Copy all lines of the listing that include the string "screenshot".

:: DATA SHOWN ::

────────────────

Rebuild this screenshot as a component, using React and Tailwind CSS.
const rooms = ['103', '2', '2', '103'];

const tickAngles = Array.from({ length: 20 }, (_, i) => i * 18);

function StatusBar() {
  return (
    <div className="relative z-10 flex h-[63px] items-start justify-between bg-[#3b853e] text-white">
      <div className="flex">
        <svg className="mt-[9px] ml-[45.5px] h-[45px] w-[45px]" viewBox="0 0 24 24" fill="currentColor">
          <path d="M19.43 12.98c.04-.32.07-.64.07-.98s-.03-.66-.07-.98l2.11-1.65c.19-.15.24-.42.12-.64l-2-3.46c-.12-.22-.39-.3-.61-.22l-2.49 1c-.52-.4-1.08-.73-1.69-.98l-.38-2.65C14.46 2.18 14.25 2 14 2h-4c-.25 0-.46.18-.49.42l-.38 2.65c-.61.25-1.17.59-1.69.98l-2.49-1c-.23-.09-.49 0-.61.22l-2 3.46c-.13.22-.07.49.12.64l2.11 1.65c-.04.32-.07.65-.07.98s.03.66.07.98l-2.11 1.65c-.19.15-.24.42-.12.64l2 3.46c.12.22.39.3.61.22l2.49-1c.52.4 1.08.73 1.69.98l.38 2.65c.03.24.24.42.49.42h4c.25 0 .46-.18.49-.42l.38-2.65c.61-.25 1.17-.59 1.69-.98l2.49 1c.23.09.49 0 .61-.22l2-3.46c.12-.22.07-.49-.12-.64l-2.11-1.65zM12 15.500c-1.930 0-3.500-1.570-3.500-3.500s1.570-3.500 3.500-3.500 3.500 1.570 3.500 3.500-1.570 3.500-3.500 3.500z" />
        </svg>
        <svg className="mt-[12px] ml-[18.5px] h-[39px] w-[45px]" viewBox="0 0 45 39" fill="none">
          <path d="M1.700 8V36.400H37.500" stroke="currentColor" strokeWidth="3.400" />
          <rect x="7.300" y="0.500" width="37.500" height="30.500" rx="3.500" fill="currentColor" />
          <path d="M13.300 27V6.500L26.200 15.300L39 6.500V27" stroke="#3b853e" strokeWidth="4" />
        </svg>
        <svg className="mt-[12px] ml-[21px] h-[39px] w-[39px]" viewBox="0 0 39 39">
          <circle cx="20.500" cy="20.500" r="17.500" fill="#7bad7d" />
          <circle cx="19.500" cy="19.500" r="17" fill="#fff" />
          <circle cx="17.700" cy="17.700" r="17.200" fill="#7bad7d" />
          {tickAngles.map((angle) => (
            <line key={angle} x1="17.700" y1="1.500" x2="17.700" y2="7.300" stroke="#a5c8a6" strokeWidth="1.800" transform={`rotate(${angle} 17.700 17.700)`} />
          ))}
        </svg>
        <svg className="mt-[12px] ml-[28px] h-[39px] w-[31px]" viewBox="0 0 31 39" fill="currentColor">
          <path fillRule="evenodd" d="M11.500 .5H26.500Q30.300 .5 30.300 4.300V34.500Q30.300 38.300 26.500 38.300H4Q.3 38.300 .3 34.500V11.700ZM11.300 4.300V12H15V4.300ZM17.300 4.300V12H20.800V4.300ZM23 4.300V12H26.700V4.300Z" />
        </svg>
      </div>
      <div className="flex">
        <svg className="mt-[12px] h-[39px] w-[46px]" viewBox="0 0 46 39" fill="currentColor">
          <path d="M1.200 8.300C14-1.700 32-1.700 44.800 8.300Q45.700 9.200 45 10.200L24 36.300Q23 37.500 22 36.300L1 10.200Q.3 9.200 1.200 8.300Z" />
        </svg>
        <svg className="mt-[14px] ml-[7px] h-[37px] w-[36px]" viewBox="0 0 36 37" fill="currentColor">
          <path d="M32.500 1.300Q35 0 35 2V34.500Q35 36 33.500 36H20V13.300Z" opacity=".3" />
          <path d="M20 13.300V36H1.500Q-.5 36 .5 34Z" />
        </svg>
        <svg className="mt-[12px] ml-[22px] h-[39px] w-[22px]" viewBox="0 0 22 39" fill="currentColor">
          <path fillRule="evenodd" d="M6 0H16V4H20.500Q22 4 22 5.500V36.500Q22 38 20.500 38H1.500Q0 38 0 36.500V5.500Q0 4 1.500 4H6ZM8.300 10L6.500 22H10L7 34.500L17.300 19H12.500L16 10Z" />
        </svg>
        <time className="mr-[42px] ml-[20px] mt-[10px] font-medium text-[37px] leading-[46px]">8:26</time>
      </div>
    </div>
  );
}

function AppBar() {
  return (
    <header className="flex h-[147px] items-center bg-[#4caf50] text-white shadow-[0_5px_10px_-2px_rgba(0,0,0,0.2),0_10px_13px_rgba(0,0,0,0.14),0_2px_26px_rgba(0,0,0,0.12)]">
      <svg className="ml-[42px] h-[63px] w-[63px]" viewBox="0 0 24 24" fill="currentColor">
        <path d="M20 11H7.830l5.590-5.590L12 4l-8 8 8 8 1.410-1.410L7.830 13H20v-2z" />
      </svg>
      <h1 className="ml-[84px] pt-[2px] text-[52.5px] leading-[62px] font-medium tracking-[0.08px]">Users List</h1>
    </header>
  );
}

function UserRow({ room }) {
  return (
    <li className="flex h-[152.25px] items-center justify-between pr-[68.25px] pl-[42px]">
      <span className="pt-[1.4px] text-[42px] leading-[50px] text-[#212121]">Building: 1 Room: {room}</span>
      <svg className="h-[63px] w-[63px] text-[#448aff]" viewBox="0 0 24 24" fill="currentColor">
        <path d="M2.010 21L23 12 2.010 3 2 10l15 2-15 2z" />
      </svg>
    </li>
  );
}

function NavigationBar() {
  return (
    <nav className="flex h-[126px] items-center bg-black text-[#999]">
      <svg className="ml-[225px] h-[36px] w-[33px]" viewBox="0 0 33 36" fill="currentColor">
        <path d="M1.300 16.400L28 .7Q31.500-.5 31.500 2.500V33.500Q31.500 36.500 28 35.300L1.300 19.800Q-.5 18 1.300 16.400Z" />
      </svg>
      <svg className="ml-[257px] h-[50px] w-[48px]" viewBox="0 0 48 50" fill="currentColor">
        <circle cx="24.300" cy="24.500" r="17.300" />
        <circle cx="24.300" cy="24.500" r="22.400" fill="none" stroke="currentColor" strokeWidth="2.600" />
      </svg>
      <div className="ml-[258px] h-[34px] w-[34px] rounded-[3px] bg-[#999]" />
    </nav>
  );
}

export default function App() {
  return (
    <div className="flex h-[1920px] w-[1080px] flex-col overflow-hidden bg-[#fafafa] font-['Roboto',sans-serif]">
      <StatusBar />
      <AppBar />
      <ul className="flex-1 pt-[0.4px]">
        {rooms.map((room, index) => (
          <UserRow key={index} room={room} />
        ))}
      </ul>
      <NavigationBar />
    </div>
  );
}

────────────────

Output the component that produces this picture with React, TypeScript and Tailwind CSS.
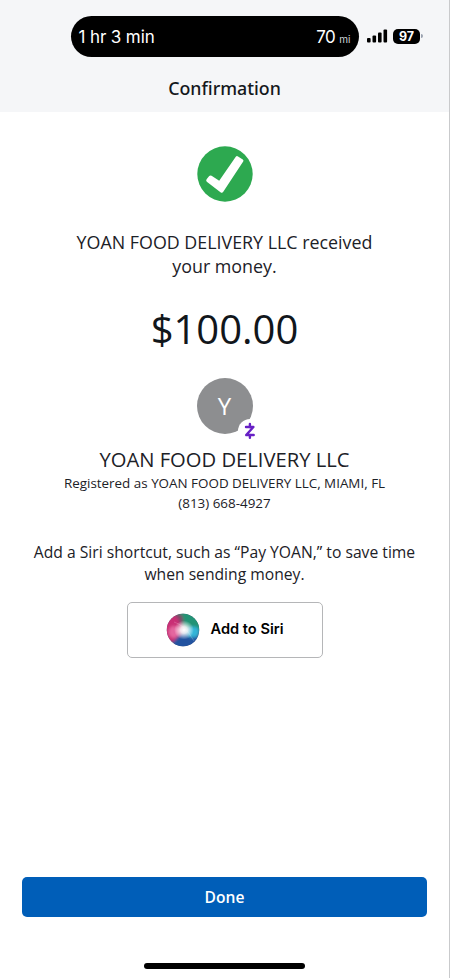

────────────────

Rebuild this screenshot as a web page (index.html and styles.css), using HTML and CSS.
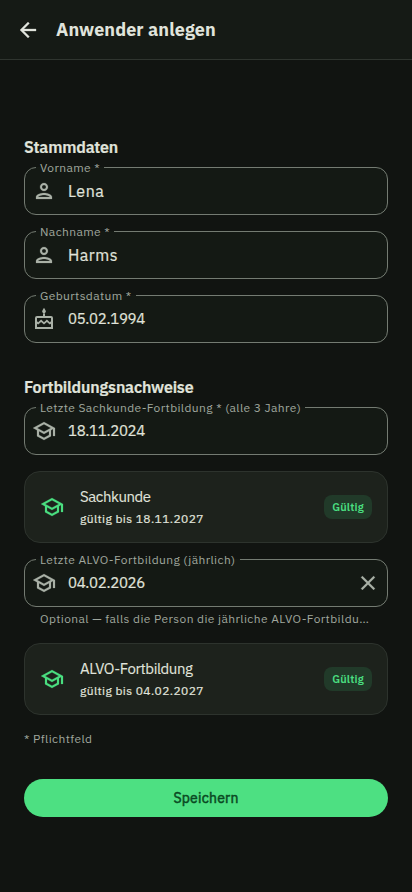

────────────────

:: EXERCISE RESPONSE ::
Rebuild this screenshot as a component, using React and Tailwind CSS.
Rebuild this screenshot as a web page (index.html and styles.css), using HTML and CSS.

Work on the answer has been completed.